Abstract
All-inorganic cesium lead halide perovskites have been emerging as the promising semiconductor materials for next-generation optoelectronics. However, the fundamental question of how the environmental atmosphere affects their photophysical properties, which is ubiquitous and closely implicated in the practical device applications, remains unclear. I will present the dynamic switching between radiative exciton recombination and non-radiative carrier trapping on the surface of CsPbBr3 perovskite crystals by controlling the atmospheric conditions. Specifically, it is observed that the photoluminescence (PL) intensity from the CsPbBr3 crystals grown by both the Bridgman technique and low-temperature solution method can be reversibly modulated by nearly two orders of magnitude through exchanging the surrounding between ambient air and vacuum.
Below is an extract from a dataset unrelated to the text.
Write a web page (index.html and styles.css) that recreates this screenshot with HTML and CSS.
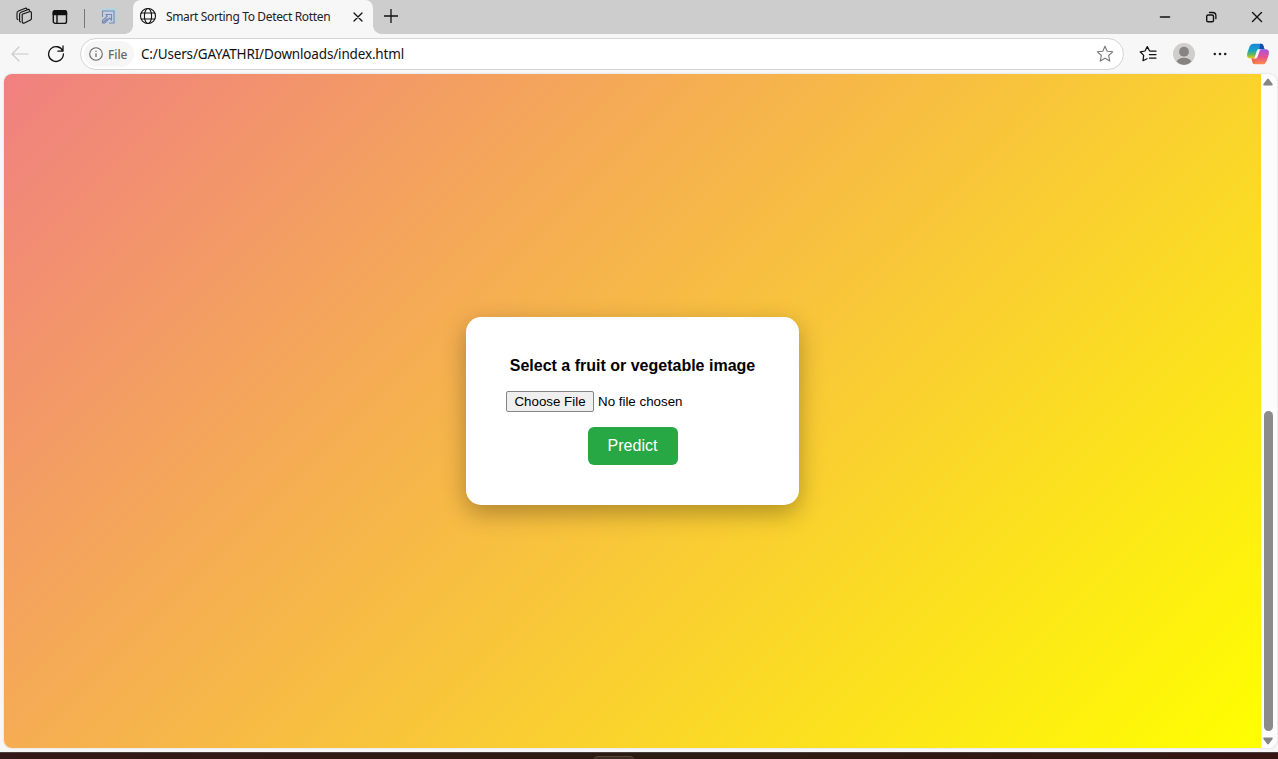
FILE: index.html
```html
<!DOCTYPE html>
<html lang="en">
<head>
<meta charset="utf-8">
<title>Smart Sorting To Detect Rotten</title>
<link rel="stylesheet" href="styles.css">
</head>
<body>
<div class="window">
  <header class="tabstrip">
    <svg class="ico workspaces" width="18" height="18" viewBox="0 0 18 18"><path d="M7.2 7.3 14.4 4.8q2-.6 2 1.3v5.3q0 1-1 1.5l-6 3q-2.2.8-2.2-1.3zM4.6 14V7.2q0-1.4 1.4-2l7.3-2.8M2 11.3V6q0-1.5 1.4-2L10.4 1.2M2 11.2q0 1 .9 1.4M4.6 13.8q0 .9.9 1.2M10.4 1.2q1.2-.2 1.5.8M13.3 2.4q1 0 1.2 1"/></svg>
    <svg class="ico tabs" width="16" height="16" viewBox="0 0 16 16"><rect x="1.3" y="1.8" width="13.2" height="12.6" rx="2"/><path d="M1.3 3.8q0-2 2-2h9.2q2 0 2 2v1.7H1.3z" fill="#111"/><path d="M5 5v9"/></svg>
    <span class="rule"></span>
    <svg class="pinned" width="18" height="18" viewBox="0 0 18 18"><path d="M2 1.500h13.500V14" stroke="#a5d8ea" stroke-width="2" opacity=".8"/><path d="M2.500 3H14v12H2.500z" fill="#c6cfe0"/><path d="M2.500 9V3H14v12H9M2.500 15l5-4.500M6 6.500h5.500V12L9.600 10l-4.800 5H2.500v-2.500l4.800-4.300z" stroke="#7589b3" stroke-width="1.1"/></svg>
    <div class="tab">
      <svg class="ico globe" width="18" height="18" viewBox="0 0 18 18"><circle cx="9" cy="9" r="7.5"/><ellipse cx="9" cy="9" rx="3.6" ry="7.5"/><path d="M2.2 6h13.6M2.2 12h13.6"/></svg>
      <span class="tab-title">Smart Sorting To Detect Rotten</span>
      <svg class="ico close" width="10" height="10" viewBox="0 0 10 10"><path d="m1 1 8 8M9 1 1 9"/></svg>
    </div>
    <svg class="ico plus" width="14" height="14" viewBox="0 0 14 14"><path d="M7 0v14M0 7h14"/></svg>
    <div class="controls">
      <svg class="ico" width="12" height="12" viewBox="0 0 12 12"><path stroke-width="1.6" d="M1.500 6h9"/></svg>
      <svg class="ico" width="12" height="12" viewBox="0 0 12 12"><rect x="1.7" y="4" width="6.8" height="6.8" rx="1.4" stroke-width="1.4"/><path stroke-width="1.3" d="M4.500 1.500h3.200q3.200 0 3.200 3.200v3"/></svg>
      <svg class="ico" width="12" height="12" viewBox="0 0 12 12"><path stroke-width="1.4" d="m1.500 1.500 9 9M10.500 1.500l-9 9"/></svg>
    </div>
  </header>

  <nav class="toolbar">
    <svg class="ico back" width="18" height="16" viewBox="0 0 18 16"><path d="M8 1 1 8l7 7M1 8h16"/></svg>
    <svg class="ico reload" width="18" height="18" viewBox="0 0 18 18"><path d="M15.8 6.1A7.4 7.4 0 1 0 16.4 9M16 1v5.2h-5.1" stroke-width="1.3"/></svg>
    <div class="address">
      <div class="badge">
        <svg width="14" height="14" viewBox="0 0 14 14"><circle cx="7" cy="7" r="6.3"/><path d="M7 6.2V10M7 3.7v1.2" stroke-width="1.2"/></svg>
        <span>File</span>
      </div>
      <span class="url">C:/Users/GAYATHRI/Downloads/index.html</span>
      <svg class="star" width="18" height="18" viewBox="0 0 18 18"><path d="m9 1.3 2.2 5 5.5.5-4.1 3.7 1.2 5.5L9 13.2 4.2 16l1.2-5.5-4.1-3.7 5.5-.5z"/></svg>
    </div>
    <svg class="ico favorites" width="18" height="18" viewBox="0 0 18 18"><path d="M12 6.2 10.6 6 8.3 1.6 6 6l-4.8.8 3.5 3.6L4 15.7l4-2M11.6 6.2H17M10.4 9.6H17M10.4 13H17" stroke-width="1.25"/></svg>
    <svg class="avatar" width="22" height="22" viewBox="0 0 22 22"><circle cx="11" cy="11" r="11" fill="#cfcecb"/><circle cx="11" cy="8.7" r="4.9" fill="#858482"/><path d="M3.6 18.4q2.2-3.7 7.4-3.7t7.4 3.7A11 11 0 0 1 11 22a11 11 0 0 1-7.4-3.6z" fill="#858482"/></svg>
    <svg class="more" width="14" height="4" viewBox="0 0 14 4"><circle cx="1.8" cy="2" r="1.3"/><circle cx="7" cy="2" r="1.3"/><circle cx="12.2" cy="2" r="1.3"/></svg>
    <svg class="copilot" width="22" height="22" viewBox="0 0 22 22">
      <defs>
        <linearGradient id="cool" x1="0" y1="0" x2="0" y2="1"><stop offset="0" stop-color="#1684dc"/><stop offset=".45" stop-color="#18a4c5"/><stop offset=".72" stop-color="#61b85c"/><stop offset="1" stop-color="#efcb25"/></linearGradient>
        <linearGradient id="warm" x1="0" y1="0" x2="0" y2="1"><stop offset="0" stop-color="#a256e8"/><stop offset=".5" stop-color="#e7528f"/><stop offset="1" stop-color="#ff8a47"/></linearGradient>
      </defs>
      <path d="M14 .8q1.7 0 2.3 1.7l1.2 3.8h-3.2q-1.7 0-2.2 1.6l-2 6.2q-.5 1.4-2 1.4H3.4Q.2 15.500 0 12.500q0-1.500.6-3.500l2-5.500Q3.600.8 6.500.8z" fill="url(#cool)"/>
      <path d="M13 .8h1.200q1.600 0 2.100 1.700l1.200 3.800h-3.200q-1.200 0-1.900 1z" fill="#154bb3"/>
      <path d="M8 21.200q-1.700 0-2.300-1.700l-1.200-4h3.200q1.700 0 2.200-1.600l2-6.200q.5-1.400 2-1.400h4.700q3.200 0 3.400 3 0 1.500-.6 3.500l-2 5.700q-1 2.700-3.900 2.700z" fill="url(#warm)"/>
      <path d="M4.500 15.500h3.200q1 0 1.800-1L7 21q-1-.4-1.300-1.500z" fill="#ed7040"/>
      <path d="M11.300 6.300h3q-1.200.2-1.600 1.400l-2.200 6.300q-.6 1.500-2.200 1.500H6.200q1.200-.1 1.600-1.200l2-6.500q.4-1.300 1.500-1.500z" fill="#f8f8f8"/>
    </svg>
  </nav>

  <div class="viewport">
    <main class="page">
      <form class="card">
        <label class="heading">Select a fruit or vegetable image</label>
        <div class="file"><span class="choose">Choose File</span><span class="filename">No file chosen</span></div>
        <button class="predict" type="button">Predict</button>
      </form>
    </main>
    <div class="scrollbar">
      <svg width="10" height="8" viewBox="0 0 10 8"><path d="M4.200.9q.8-.8 1.600 0L9.600 6q.5 1.300-.8 1.500H1.200Q-.1 7.300.4 6z"/></svg>
      <span class="thumb"></span>
      <svg width="10" height="8" viewBox="0 0 10 8"><path d="M4.200 7.100q.8.800 1.600 0L9.600 2Q10.100.7 8.800.5H1.200Q-.1.700.4 2z"/></svg>
    </div>
  </div>
  <footer class="taskbar"><span class="task-hint"></span></footer>
</div>
</body>
</html>
```
FILE: styles.css
```css
* { box-sizing: border-box; }
body { margin: 0; overflow: hidden; font-family: "Noto Sans", sans-serif; }
svg { display: block; flex: none; fill: none; }
.window { width: 1278px; height: 759px; display: flex; flex-direction: column; background: #f7f7f7; }
.ico { stroke: #111; stroke-width: 1.1; stroke-linecap: round; stroke-linejoin: round; }

.tabstrip { height: 34px; flex: none; display: flex; align-items: center; background: #cdcdcd; }
.workspaces { margin-left: 15px; margin-top: -2px; }
.tabs { margin-left: 19px; margin-top: -1px; stroke-width: 1.4; }
.rule { width: 1px; height: 19px; margin-left: 16px; margin-top: 2px; background: #777; }
.pinned { margin-left: 15px; margin-top: -1px; }
.tab { position: relative; width: 240px; height: 34px; margin-left: 15px; padding: 0 10px 2px 6px; display: flex; align-items: center; background: #f7f7f7; border-radius: 8px 8px 0 0; }
.tab::before, .tab::after { content: ""; position: absolute; bottom: 0; width: 8px; height: 8px; }
.tab::before { left: -8px; background: radial-gradient(circle at 0 0, transparent 7.5px, #f7f7f7 8px); }
.tab::after { right: -8px; background: radial-gradient(circle at 100% 0, transparent 7.5px, #f7f7f7 8px); }
.tab-title { width: 187px; margin-left: 9px; font-size: 12px; letter-spacing: -.35px; white-space: nowrap; color: #222; }
.close { margin-top: 2px; stroke-width: 1.3; }
.plus { margin-left: 11px; margin-top: -3px; stroke-width: 1.3; }
.controls { margin-left: auto; padding-right: 15px; display: flex; gap: 34px; }

.toolbar { height: 40px; flex: none; display: flex; align-items: center; }
.back { margin-left: 11px; stroke: #c8c8c8; }
.reload { margin-left: 18px; }
.address { width: 1044px; height: 32px; margin-left: 15px; padding: 0 9px 0 3px; display: flex; align-items: center; background: #fff; border: 1px solid #d2d4d5; border-radius: 16px; }
.badge { width: 50px; height: 26px; padding-left: 5px; display: flex; align-items: center; gap: 5px; border-radius: 13px; background: #f6f6f6; color: #666; font-size: 12px; font-weight: 500; letter-spacing: -.1px; }
.badge svg { stroke: #666; stroke-width: 1.1; }
.url { margin-left: 7px; font-size: 13.5px; letter-spacing: -.16px; white-space: nowrap; color: #111; }
.star { margin-left: auto; stroke: #777; stroke-width: 1.1; stroke-linejoin: round; }
.favorites { margin-left: 15px; }
.avatar { margin-left: 16px; }
.more { margin-left: 18px; fill: #222; }
.copilot { margin-left: 20px; }

.viewport { height: 674px; flex: none; margin: 0 1px 0 4px; display: flex; border-radius: 8px; overflow: hidden; background: #fcfcfc; box-shadow: 0 0 2px #ccc; }
.page { width: 1257px; display: flex; align-items: center; justify-content: center; background: linear-gradient(135deg, lightcoral, yellow); font-family: "Liberation Sans", Arial, sans-serif; }
.card { width: 333px; height: 188px; padding: 40px; display: flex; flex-direction: column; align-items: center; background: #fff; border-radius: 15px; box-shadow: 0 8px 25px rgba(0, 0, 0, .3); }
.heading { font-size: 16px; line-height: 18px; font-weight: bold; white-space: nowrap; }
.file { width: 253px; margin-top: 16px; display: flex; align-items: center; gap: 4px; font-size: 13.333px; line-height: 15px; }
.choose { width: 88px; height: 21px; padding-top: 2px; border: 1px solid #858585; border-radius: 2px; background: #efefef; text-align: center; white-space: nowrap; }
.filename { white-space: nowrap; }
.predict { width: 90px; height: 38px; margin-top: 15px; padding: 0; border: 0; border-radius: 6px; background: #28a745; color: #fff; font: 16px "Liberation Sans", Arial, sans-serif; }
.scrollbar { flex: 1; padding: 4px 0 3px 3px; display: flex; flex-direction: column; align-items: flex-start; }
.scrollbar svg { fill: #858585; margin-left: -1px; }
.thumb { width: 9px; height: 320px; margin: auto 0 6px 0; border-radius: 5px; background: #8b8b8b; }
.taskbar { height: 7px; margin-top: auto; border-top: 1px solid #49403d; background: linear-gradient(90deg, #351817, #2b1b12 50%, #351412); display: flex; justify-content: center; }
.task-hint { width: 40px; height: 4px; margin-top: 3px; margin-right: 50px; border-top: 1px solid #574a3d; border-radius: 4px 4px 0 0; background: #3b2c21; }
```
Based on the comprehensive steady-state and transient spectroscopic characterization, near-ambient pressure X-ray photoelectron spectroscopy (NAP-XPS) as well as density functional theory (DFT) calculations, we unraveled that the physisorption of oxygen molecules in air effectively repairs the carrier-trapping states and results in the PL-modulation phenomenon. Our results not only shed light on the impacts of environmental atmosphere on the luminescence and trap states of CsPbBr3 crystals, but also provide guidance for improving the device performance based on all-inorganic perovskites.
Biosketch
Dr Handong Sun is an associate professor in the School of Physical & Mathematical Sciences, Nanyang Technological University (NTU), Singapore. He received his Ph.D. degrees in Physics from Hong Kong University of Science & Technology in 1999. Before joining NTU, he did postdoctoral research works at RIKEN, Japan and Institute of Photonics, The University of Strathclyde, UK. Dr. Sun is an elected Fellow of American Physical Society. His research theme exists at the interface between optical physics and material science, i.e. light-matter interaction. His current research works focus on Optical Spectroscopic Characterization, Optoelectronic Materials and Devices, Plasmonics Optics, and Applications of Photonics.